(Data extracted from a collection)
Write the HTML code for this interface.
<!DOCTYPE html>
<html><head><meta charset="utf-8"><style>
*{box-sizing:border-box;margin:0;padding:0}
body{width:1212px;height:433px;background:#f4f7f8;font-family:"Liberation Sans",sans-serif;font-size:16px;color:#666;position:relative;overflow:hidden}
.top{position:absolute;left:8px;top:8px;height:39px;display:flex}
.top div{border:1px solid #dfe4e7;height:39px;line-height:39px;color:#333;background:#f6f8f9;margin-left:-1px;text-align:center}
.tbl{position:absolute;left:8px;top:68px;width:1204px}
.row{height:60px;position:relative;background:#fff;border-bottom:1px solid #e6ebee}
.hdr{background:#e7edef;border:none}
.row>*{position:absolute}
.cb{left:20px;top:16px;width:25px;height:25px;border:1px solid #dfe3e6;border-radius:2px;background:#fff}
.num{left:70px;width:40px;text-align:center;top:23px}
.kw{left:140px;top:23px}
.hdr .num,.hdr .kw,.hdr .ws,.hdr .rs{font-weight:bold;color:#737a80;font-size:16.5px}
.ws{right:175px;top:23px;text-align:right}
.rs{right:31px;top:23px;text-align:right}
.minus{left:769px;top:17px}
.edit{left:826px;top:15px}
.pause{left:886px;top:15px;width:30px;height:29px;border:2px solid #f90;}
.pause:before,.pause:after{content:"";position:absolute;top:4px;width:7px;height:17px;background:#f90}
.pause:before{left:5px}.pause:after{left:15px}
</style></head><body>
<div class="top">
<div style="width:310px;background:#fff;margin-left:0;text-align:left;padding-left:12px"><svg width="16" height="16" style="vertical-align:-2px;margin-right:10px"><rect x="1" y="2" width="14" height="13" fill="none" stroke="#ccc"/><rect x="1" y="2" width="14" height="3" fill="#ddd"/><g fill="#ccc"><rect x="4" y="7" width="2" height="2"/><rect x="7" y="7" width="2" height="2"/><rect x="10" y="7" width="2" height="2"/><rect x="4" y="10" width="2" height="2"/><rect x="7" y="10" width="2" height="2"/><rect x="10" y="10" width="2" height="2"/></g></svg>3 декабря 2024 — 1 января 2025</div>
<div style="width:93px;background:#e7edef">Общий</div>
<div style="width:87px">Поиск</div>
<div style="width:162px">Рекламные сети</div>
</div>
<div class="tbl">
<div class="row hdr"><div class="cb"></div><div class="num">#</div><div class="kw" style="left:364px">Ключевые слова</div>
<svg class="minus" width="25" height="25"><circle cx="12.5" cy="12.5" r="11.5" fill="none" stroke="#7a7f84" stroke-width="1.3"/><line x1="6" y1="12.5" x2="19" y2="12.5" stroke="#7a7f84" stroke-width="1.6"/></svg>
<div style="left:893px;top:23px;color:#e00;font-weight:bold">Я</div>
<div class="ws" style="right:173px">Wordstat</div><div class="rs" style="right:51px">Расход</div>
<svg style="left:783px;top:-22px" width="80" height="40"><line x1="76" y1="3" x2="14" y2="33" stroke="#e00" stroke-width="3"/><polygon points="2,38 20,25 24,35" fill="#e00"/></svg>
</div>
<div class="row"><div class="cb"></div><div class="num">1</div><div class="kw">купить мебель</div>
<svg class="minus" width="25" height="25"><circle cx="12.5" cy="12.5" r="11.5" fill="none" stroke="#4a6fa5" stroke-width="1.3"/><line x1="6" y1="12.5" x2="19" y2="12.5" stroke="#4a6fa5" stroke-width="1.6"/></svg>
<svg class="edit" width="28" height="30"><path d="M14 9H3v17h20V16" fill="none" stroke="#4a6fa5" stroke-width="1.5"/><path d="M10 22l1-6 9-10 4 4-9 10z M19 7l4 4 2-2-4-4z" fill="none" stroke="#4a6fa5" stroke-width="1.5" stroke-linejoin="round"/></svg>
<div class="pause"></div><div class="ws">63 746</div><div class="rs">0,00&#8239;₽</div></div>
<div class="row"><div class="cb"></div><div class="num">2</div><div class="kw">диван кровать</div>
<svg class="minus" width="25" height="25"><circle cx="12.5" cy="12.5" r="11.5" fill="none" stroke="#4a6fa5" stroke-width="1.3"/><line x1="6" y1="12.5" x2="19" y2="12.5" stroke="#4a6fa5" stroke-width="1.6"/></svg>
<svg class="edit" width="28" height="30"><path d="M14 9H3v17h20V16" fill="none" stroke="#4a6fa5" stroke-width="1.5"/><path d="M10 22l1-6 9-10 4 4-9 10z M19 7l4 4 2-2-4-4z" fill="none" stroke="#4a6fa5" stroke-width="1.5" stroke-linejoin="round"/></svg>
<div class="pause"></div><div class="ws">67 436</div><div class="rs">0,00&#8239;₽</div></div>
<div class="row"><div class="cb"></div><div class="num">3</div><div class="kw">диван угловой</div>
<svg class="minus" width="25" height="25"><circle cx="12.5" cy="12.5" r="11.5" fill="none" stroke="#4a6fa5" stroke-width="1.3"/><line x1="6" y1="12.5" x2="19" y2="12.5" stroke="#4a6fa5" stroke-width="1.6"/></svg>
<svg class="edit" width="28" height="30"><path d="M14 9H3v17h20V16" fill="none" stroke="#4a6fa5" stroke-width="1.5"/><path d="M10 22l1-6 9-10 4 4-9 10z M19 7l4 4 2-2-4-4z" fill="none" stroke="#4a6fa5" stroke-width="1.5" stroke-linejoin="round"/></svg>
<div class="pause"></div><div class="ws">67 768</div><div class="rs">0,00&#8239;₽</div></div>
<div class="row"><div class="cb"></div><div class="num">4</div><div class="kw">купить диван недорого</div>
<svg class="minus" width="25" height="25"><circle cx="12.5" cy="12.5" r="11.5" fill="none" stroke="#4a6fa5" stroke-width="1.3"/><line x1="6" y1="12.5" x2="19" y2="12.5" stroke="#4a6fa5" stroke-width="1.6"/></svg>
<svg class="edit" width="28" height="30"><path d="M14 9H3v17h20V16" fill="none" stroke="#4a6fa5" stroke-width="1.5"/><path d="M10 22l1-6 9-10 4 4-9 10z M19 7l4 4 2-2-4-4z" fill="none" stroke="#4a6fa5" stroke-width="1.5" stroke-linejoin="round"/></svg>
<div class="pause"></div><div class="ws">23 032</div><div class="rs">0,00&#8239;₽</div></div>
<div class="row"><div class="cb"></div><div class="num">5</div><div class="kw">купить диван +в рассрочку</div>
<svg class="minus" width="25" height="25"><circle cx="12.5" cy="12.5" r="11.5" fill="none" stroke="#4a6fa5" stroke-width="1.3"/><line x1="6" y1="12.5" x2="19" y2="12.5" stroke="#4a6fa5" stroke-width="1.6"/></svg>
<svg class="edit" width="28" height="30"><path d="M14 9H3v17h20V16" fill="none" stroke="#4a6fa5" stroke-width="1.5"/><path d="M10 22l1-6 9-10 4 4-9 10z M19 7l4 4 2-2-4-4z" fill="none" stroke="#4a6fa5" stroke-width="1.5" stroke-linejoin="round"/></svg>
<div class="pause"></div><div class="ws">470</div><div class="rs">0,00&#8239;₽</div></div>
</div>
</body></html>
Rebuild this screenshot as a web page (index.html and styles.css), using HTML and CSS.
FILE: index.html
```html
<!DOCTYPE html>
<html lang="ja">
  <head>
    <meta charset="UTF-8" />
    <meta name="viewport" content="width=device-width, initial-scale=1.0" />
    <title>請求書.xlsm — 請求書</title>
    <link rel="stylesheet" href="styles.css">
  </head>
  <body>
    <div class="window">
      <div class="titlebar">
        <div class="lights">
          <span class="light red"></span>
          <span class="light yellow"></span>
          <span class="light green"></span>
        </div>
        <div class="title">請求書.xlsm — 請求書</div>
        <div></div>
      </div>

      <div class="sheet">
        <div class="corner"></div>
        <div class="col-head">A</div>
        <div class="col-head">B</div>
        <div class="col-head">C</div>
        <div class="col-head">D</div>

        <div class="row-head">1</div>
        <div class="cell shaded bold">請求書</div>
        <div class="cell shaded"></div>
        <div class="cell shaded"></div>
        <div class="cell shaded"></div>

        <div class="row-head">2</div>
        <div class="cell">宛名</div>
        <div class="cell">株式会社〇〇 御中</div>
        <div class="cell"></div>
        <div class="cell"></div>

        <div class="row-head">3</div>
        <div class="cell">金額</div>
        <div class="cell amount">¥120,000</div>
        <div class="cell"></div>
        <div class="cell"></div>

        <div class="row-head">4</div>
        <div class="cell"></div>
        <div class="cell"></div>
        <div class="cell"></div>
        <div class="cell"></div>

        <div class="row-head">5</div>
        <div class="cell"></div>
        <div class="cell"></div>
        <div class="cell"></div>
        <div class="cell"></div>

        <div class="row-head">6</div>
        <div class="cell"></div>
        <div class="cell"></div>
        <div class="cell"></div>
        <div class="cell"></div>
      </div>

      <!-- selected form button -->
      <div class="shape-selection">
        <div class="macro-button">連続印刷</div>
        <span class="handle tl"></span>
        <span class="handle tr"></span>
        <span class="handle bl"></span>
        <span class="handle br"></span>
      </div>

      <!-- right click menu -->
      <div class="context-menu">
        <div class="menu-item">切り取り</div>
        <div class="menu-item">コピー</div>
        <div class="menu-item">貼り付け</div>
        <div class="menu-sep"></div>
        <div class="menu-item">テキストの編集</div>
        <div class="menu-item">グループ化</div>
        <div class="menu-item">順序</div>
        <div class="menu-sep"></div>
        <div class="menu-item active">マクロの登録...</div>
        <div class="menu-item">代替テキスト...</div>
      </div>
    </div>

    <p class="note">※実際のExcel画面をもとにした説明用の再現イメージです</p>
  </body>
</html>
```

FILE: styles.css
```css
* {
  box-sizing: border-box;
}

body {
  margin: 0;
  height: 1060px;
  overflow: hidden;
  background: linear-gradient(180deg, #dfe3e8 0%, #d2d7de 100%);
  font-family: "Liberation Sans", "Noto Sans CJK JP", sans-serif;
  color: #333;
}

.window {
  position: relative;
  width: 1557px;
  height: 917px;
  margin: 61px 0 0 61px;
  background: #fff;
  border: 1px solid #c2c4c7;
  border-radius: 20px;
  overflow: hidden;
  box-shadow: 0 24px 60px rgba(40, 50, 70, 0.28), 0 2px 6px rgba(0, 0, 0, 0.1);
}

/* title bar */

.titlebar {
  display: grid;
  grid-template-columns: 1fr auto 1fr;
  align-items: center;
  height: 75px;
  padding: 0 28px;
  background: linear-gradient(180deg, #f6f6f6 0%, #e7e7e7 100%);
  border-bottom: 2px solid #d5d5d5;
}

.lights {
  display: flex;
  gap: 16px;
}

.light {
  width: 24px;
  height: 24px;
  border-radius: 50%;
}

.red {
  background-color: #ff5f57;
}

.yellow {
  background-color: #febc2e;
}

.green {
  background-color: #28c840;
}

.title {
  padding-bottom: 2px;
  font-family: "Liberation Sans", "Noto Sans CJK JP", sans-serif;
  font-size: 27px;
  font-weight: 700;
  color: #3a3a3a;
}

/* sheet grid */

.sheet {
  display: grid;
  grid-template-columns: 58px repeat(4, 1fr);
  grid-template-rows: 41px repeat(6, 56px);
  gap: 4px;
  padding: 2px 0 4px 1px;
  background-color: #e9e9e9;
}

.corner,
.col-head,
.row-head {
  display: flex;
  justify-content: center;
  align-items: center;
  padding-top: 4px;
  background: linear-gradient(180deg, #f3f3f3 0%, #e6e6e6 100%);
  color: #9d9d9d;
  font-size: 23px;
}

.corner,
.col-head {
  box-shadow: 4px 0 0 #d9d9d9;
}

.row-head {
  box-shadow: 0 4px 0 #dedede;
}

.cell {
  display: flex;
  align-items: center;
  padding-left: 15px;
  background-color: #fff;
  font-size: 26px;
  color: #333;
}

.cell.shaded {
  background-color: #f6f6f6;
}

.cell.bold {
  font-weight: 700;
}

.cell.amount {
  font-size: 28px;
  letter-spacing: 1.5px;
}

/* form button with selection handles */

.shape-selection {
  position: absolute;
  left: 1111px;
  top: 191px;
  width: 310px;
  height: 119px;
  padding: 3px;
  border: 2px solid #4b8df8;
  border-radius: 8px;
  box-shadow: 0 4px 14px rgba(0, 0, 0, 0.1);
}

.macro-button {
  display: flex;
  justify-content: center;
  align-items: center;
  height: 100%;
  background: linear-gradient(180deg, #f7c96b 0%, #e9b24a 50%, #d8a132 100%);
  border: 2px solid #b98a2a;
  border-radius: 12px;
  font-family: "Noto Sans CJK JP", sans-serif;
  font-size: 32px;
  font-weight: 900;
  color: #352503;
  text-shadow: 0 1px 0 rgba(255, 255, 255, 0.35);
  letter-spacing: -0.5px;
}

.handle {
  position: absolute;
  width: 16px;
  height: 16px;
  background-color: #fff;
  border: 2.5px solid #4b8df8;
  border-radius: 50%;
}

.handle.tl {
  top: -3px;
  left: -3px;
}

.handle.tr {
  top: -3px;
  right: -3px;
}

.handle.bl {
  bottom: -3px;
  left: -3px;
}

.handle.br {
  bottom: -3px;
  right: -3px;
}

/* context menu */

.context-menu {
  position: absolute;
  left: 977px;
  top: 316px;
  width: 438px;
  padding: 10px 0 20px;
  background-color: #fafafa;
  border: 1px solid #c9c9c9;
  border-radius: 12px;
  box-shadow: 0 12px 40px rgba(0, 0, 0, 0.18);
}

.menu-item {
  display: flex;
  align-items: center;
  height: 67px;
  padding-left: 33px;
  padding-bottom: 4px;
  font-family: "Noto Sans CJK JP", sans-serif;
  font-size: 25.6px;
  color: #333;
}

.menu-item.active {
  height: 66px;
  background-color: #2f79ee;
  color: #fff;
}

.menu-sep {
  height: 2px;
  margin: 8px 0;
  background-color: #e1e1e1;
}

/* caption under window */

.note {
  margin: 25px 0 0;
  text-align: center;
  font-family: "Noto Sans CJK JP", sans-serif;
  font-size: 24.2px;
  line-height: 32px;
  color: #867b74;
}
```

- [WHAT YOU SHOULD DO] Scan the listing above for the word "styles" and show each line where it is found.

- [CORRECT ANSWER]
Rebuild this screenshot as a web page (index.html and styles.css), using HTML and CSS.
    <link rel="stylesheet" href="styles.css">
FILE: styles.css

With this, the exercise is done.